Feature generalisation
- Not all features generalise equally.
- Measuring feature generalisation requires both intuition and subject matter expertise on top of statistical knowledge.
- Two aspects you might want to consider with regards to generalisation:
  - Feature coverage
    - Coverage is the percentage of samples that has values for this feature in the data— so the fewer values that are missing, the higher the coverage.
    - If this feature appears in a very small percentage of your data, it’s not going to be very generalisable.
    - However, if a feature appears only in 1% of your data, but 99% of the examples with this feature have POSITIVE labels, this feature is useful and you should use it.
    - If the coverage of a feature differs a lot between the train and test split, this is an indication that your train and test splits don’t come from the same distribution. You might want to investigate whether the way you split your data makes sense and whether this feature is a cause for data leakage.
  - Distribution of feature values.
    - For the feature values that are present, you might want to look into their distribution.

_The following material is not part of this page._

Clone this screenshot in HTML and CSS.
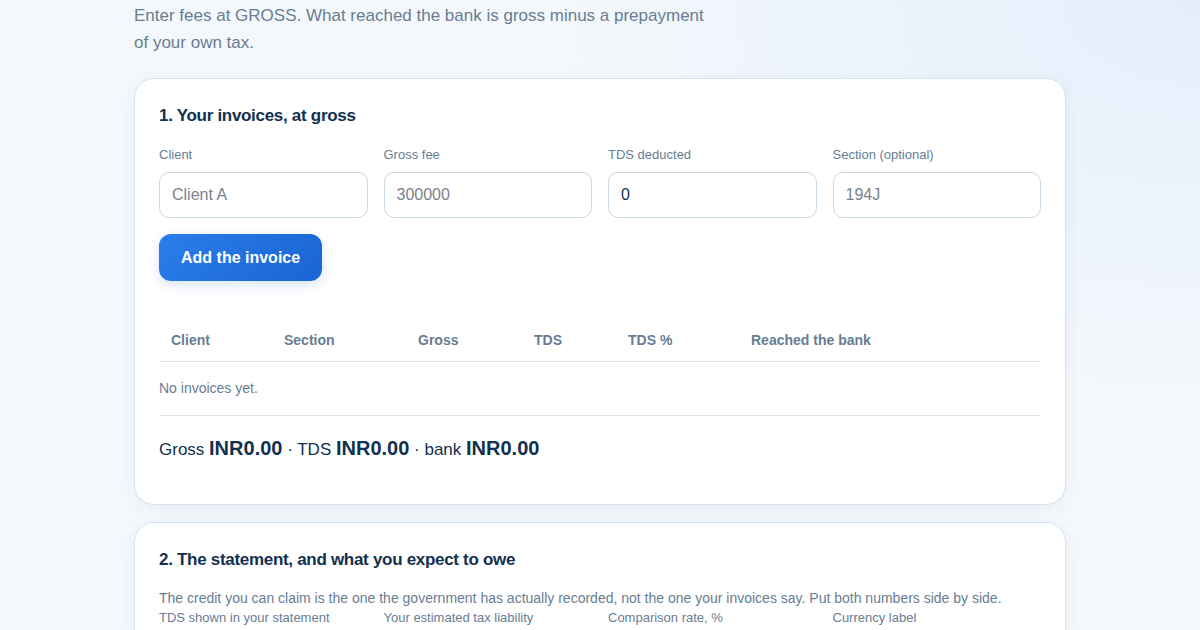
FILE: index.html
```html
<!DOCTYPE html>
<html lang="en">
<head>
<meta charset="utf-8">
<title>TDS invoices</title>
<link rel="stylesheet" href="styles.css">
</head>
<body>
<main class="page">
  <p class="intro">Enter fees at GROSS. What reached the bank is gross minus a prepayment of your own tax.</p>

  <section class="card">
    <h2 class="card-title">1. Your invoices, at gross</h2>
    <div class="fields">
      <label class="field"><span class="label">Client</span><input class="input" type="text" placeholder="Client A"></label>
      <label class="field"><span class="label">Gross fee</span><input class="input" type="text" placeholder="300000"></label>
      <label class="field"><span class="label">TDS deducted</span><input class="input" type="text" value="0"></label>
      <label class="field"><span class="label">Section (optional)</span><input class="input" type="text" placeholder="194J"></label>
    </div>
    <button class="btn" type="button">Add the invoice</button>

    <table class="table">
      <thead>
        <tr>
          <th class="c1">Client</th>
          <th class="c2">Section</th>
          <th class="c3">Gross</th>
          <th class="c4">TDS</th>
          <th class="c5">TDS %</th>
          <th>Reached the bank</th>
        </tr>
      </thead>
    </table>
    <p class="empty">No invoices yet.</p>
    <p class="totals">Gross <strong>INR0.00</strong> · TDS <strong>INR0.00</strong> · bank <strong>INR0.00</strong></p>
  </section>

  <section class="card">
    <h2 class="card-title">2. The statement, and what you expect to owe</h2>
    <p class="note">The credit you can claim is the one the government has actually recorded, not the one your invoices say. Put both numbers side by side.</p>
    <div class="fields fields-tight">
      <label class="field"><span class="label">TDS shown in your statement</span></label>
      <label class="field"><span class="label">Your estimated tax liability</span></label>
      <label class="field"><span class="label">Comparison rate, %</span></label>
      <label class="field"><span class="label">Currency label</span></label>
    </div>
  </section>
</main>
</body>
</html>
```

FILE: styles.css
```css
* { box-sizing: border-box; }

html, body {
  margin: 0;
  padding: 0;
  height: 100%;
}

body {
  font-family: "Liberation Sans", Arial, sans-serif;
  color: #12304f;
  background: radial-gradient(ellipse 650px 400px at 1200px 0px, #e4eefb 0%, rgba(228,238,251,0) 100%), #f4f8fc;
  overflow: hidden;
}

.page {
  width: 932px;
  margin: 0 auto;
  padding-top: 2px;
}

.intro {
  margin: 0 0 22px;
  max-width: 580px;
  font-size: 17px;
  line-height: 27px;
  color: #687d92;
}

.card {
  background: #ffffff;
  border: 1px solid #d3e2ec;
  border-radius: 20px;
  padding: 25px 24px 24px;
  margin-bottom: 17px;
  box-shadow: 0 4px 16px rgba(30, 70, 120, 0.06);
}

.card-title {
  margin: 0;
  font-size: 17px;
  line-height: 24px;
  font-weight: 700;
  color: #12304f;
  letter-spacing: -0.3px;
}

.fields {
  display: grid;
  grid-template-columns: repeat(4, 1fr);
  gap: 16px;
  margin-top: 19px;
}

.field {
  display: flex;
  flex-direction: column;
  gap: 9px;
}

.label {
  font-size: 13px;
  line-height: 16px;
  color: #687d92;
}

.input {
  width: 100%;
  height: 46px;
  border: 1px solid #c6d8e4;
  border-radius: 10px;
  padding: 0 12px;
  font-family: "Liberation Sans", Arial, sans-serif;
  font-size: 16px;
  color: #12304f;
  background: #fff;
  outline: none;
}

.input::placeholder { color: #7a828a; }

.btn {
  display: block;
  margin-top: 16px;
  height: 47px;
  padding: 0 22px;
  border: none;
  border-radius: 12px;
  background: linear-gradient(135deg, #2a7eea 0%, #1a64d4 100%);
  color: #fff;
  font-family: "Liberation Sans", Arial, sans-serif;
  font-size: 16px;
  font-weight: 700;
  box-shadow: 0 4px 12px rgba(30, 100, 210, 0.18);
}

.table {
  width: 100%;
  margin-top: 39px;
  border-collapse: collapse;
}

.table th {
  text-align: left;
  padding: 12px 12px;
  font-size: 14px;
  line-height: 17px;
  font-weight: 700;
  color: #687d92;
  border-bottom: 1px solid #dbe4ec;
}

.c1 { width: 113px; }
.c2 { width: 134px; }
.c3 { width: 116px; }
.c4 { width: 94px; }
.c5 { width: 123px; }

.empty {
  margin: 0;
  padding: 18px 0;
  font-size: 14px;
  line-height: 17px;
  color: #687d92;
  border-bottom: 1px solid #dbe4ec;
}

.totals {
  margin: 20px 0 18px;
  font-size: 17px;
  line-height: 24px;
  color: #12304f;
}

.totals strong {
  font-size: 20px;
  font-weight: 700;
}

.note {
  margin: 16px 0 0;
  font-size: 14px;
  line-height: 20px;
  color: #687d92;
}

.fields-tight {
  margin-top: 2px;
}
```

    - If the set of values that appears in the seen data (such as the train split) has no overlap with the set of values that appears in the unseen data (such as the test split), this feature might even hurt your model’s performance.
    - When considering a feature’s generalisation, there’s a trade-off between generalisation and specificity. Example: IS_RUSH_HOUR vs HOUR_OF_THE_DAY features for a model predicting ETAs for a taxi ride.
    - Feature engineering often involves subject matter expertise and subject matter experts might not always be engineers, so it’s important to design your workflow in a way that allows non-engineers to contribute to the process.